* [Record extracts]
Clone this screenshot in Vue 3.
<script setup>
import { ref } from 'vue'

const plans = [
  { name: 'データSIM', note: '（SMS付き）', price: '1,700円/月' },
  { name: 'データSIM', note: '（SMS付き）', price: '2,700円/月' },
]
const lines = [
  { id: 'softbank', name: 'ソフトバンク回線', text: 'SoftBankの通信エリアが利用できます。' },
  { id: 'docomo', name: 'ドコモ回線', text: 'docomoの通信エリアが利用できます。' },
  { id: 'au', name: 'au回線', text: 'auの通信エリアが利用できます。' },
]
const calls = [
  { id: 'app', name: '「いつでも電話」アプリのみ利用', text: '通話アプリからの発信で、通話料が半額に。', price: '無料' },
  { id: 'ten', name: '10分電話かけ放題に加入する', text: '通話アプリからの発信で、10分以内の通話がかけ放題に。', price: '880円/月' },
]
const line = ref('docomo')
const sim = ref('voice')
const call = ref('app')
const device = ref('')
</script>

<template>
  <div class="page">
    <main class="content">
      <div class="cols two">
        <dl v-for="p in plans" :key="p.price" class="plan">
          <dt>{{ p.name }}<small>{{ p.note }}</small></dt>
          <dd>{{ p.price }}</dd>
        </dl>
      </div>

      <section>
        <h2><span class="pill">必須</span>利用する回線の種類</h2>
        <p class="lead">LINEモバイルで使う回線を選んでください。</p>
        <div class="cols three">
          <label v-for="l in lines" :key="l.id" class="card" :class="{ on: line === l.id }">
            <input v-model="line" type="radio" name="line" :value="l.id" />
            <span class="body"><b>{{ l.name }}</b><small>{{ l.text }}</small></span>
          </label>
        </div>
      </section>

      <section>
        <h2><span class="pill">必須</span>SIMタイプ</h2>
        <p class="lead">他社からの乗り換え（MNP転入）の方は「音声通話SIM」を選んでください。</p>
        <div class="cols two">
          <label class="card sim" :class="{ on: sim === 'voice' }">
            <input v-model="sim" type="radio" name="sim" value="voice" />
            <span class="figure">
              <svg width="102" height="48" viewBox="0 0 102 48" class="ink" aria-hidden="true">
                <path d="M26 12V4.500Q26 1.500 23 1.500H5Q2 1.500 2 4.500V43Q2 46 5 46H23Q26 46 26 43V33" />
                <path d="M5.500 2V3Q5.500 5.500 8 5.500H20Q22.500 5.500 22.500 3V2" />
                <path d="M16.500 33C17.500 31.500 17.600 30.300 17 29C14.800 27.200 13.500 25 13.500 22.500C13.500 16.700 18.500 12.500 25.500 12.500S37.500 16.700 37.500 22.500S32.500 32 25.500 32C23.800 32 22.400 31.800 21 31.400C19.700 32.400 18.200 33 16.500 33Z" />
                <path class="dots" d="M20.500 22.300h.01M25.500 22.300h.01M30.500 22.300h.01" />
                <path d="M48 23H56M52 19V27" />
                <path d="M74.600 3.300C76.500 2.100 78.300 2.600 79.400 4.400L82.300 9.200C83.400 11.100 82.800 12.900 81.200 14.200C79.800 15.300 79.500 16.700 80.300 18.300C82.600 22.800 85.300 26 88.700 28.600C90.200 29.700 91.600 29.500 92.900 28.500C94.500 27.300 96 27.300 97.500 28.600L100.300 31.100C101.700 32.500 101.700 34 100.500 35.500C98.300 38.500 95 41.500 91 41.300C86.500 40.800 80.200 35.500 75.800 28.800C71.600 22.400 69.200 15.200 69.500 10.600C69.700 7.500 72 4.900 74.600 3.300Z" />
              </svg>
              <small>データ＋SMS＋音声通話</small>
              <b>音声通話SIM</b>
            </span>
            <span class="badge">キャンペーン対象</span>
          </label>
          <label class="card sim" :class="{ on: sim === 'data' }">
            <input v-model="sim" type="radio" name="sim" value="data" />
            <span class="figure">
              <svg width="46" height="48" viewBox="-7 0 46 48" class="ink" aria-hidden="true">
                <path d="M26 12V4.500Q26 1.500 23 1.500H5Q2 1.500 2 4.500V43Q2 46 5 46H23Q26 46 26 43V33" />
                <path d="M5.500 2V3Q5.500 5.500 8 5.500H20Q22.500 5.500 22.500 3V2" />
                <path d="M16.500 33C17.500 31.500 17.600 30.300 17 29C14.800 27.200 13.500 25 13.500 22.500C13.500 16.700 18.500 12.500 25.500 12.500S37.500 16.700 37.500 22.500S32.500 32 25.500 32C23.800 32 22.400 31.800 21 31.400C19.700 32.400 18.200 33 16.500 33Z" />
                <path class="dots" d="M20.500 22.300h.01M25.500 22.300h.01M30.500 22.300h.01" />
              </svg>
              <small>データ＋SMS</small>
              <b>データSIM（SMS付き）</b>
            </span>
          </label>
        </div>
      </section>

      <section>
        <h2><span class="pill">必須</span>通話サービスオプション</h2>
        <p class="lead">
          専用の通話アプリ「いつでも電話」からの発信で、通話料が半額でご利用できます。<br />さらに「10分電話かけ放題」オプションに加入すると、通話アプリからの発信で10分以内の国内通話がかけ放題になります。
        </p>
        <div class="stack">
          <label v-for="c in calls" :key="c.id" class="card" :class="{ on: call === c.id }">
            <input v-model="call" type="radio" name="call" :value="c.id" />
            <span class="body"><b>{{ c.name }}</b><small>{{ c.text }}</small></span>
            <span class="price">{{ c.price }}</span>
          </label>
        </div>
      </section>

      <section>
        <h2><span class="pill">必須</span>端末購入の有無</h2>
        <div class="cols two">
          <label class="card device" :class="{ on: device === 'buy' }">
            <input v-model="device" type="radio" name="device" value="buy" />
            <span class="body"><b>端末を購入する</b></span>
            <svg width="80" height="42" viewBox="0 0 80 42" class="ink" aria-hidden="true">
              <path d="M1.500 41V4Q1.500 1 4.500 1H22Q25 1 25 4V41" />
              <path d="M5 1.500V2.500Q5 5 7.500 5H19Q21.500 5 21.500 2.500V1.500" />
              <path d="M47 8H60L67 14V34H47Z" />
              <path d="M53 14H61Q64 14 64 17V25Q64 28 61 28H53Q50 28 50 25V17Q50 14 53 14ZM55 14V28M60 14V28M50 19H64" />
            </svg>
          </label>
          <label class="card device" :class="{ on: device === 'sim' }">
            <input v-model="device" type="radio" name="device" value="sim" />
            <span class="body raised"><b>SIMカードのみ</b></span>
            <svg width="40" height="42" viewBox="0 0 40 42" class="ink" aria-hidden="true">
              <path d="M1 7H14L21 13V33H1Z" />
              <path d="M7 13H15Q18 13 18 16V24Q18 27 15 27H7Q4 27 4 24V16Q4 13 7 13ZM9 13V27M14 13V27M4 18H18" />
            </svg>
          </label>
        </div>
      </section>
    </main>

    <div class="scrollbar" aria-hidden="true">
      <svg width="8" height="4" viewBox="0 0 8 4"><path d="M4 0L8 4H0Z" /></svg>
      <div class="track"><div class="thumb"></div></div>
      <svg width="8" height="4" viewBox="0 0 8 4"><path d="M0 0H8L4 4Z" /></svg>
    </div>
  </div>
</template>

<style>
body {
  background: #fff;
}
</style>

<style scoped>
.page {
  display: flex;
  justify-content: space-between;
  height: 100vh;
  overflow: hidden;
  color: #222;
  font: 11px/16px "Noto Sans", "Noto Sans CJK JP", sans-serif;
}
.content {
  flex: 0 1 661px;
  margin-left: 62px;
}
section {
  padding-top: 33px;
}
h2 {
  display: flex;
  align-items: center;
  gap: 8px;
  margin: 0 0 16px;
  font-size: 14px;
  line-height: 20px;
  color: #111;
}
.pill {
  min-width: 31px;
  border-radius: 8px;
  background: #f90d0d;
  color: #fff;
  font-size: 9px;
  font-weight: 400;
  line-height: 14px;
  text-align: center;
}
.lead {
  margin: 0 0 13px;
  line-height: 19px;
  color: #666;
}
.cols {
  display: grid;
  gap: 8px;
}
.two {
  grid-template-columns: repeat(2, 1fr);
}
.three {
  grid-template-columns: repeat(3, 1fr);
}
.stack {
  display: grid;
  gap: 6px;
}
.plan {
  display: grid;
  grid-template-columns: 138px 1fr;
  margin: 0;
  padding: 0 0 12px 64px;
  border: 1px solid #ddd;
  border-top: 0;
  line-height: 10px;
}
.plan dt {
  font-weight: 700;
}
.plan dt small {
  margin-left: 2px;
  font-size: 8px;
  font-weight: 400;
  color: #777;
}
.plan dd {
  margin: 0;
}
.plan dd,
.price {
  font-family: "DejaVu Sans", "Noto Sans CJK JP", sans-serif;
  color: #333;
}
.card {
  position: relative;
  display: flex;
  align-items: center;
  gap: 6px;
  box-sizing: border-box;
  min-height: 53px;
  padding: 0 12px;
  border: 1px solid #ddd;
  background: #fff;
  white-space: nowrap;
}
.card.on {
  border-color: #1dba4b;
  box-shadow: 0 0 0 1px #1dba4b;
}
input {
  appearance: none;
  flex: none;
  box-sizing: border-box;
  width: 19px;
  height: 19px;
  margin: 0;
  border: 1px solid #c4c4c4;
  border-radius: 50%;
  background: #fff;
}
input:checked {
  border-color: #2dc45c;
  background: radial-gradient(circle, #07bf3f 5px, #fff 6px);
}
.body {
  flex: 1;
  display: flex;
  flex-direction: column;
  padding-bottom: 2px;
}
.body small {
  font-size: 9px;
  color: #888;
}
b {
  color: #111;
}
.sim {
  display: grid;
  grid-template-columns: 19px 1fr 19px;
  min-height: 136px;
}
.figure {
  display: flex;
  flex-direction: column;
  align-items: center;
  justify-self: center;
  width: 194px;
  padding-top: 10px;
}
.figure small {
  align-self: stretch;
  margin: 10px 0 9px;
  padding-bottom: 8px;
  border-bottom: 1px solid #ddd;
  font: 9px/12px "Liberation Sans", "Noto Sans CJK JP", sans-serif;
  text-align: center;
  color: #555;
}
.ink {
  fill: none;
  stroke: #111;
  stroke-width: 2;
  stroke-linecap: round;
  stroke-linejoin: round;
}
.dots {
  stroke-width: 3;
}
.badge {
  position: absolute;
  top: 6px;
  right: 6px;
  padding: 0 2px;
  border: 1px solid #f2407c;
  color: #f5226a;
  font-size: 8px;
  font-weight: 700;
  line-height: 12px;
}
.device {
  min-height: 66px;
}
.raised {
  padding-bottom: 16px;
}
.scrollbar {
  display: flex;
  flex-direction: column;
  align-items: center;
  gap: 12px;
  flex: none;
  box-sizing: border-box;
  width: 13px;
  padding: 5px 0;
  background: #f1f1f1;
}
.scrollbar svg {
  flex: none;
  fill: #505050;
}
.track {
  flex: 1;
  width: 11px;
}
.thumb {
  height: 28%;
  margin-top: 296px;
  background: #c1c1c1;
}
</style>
--
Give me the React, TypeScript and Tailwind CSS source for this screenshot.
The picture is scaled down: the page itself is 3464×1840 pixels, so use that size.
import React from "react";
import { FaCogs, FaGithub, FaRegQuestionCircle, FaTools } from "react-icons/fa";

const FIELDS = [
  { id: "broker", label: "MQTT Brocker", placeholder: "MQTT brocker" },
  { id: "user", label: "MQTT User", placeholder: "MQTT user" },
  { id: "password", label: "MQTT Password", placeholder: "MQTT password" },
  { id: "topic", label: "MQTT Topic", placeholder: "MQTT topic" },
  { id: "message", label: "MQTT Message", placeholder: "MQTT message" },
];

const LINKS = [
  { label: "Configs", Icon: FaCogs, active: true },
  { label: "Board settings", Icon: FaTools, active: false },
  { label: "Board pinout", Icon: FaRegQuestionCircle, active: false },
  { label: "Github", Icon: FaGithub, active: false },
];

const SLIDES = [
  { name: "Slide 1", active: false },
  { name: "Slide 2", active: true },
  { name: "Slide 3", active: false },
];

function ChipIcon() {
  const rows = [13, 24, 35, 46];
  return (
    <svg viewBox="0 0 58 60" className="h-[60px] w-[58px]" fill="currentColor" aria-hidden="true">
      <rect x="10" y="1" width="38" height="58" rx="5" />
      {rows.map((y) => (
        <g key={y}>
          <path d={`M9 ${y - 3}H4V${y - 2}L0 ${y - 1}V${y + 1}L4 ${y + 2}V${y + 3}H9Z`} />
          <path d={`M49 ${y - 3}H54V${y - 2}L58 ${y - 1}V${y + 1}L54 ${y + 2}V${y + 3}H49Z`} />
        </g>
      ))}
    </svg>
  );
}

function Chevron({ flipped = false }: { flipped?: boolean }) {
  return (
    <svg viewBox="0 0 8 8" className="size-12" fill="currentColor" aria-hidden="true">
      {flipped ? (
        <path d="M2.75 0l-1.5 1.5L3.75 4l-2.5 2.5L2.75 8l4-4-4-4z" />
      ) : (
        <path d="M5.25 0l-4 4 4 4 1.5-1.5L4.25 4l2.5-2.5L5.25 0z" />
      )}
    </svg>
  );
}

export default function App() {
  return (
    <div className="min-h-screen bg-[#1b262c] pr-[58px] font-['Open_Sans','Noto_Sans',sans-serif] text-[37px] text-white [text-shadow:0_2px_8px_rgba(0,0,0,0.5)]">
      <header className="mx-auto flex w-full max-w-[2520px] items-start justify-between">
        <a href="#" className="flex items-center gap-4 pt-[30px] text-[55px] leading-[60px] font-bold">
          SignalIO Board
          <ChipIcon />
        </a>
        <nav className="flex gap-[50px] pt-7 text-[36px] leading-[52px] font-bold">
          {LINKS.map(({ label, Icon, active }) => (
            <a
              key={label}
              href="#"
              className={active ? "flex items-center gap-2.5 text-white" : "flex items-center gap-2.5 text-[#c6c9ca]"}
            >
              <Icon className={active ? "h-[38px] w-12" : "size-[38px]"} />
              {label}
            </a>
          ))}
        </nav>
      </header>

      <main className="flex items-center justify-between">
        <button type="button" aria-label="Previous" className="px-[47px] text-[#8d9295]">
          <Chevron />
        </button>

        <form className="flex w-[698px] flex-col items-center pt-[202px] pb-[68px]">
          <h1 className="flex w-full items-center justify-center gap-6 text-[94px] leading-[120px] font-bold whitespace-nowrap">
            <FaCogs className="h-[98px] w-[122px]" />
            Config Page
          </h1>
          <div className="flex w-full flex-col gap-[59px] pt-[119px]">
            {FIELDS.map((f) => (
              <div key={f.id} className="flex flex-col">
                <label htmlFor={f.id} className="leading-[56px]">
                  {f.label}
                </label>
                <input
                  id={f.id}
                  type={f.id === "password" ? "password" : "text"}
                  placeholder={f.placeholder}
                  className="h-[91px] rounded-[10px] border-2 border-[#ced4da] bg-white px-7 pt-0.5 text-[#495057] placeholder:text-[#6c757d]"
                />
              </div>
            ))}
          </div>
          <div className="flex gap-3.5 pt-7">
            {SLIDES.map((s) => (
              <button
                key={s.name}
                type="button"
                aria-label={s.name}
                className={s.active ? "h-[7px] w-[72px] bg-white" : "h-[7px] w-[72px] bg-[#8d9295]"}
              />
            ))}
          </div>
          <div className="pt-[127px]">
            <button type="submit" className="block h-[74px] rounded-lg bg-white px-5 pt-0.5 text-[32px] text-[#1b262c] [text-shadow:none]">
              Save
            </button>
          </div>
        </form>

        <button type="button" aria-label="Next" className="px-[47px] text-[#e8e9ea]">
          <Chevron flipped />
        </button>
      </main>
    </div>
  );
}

* [Task instructions] All lines in the data that contain the word "this" should be copied.

* [Solution to the exercise]
Clone this screenshot in Vue 3.
Give me the React, TypeScript and Tailwind CSS source for this screenshot.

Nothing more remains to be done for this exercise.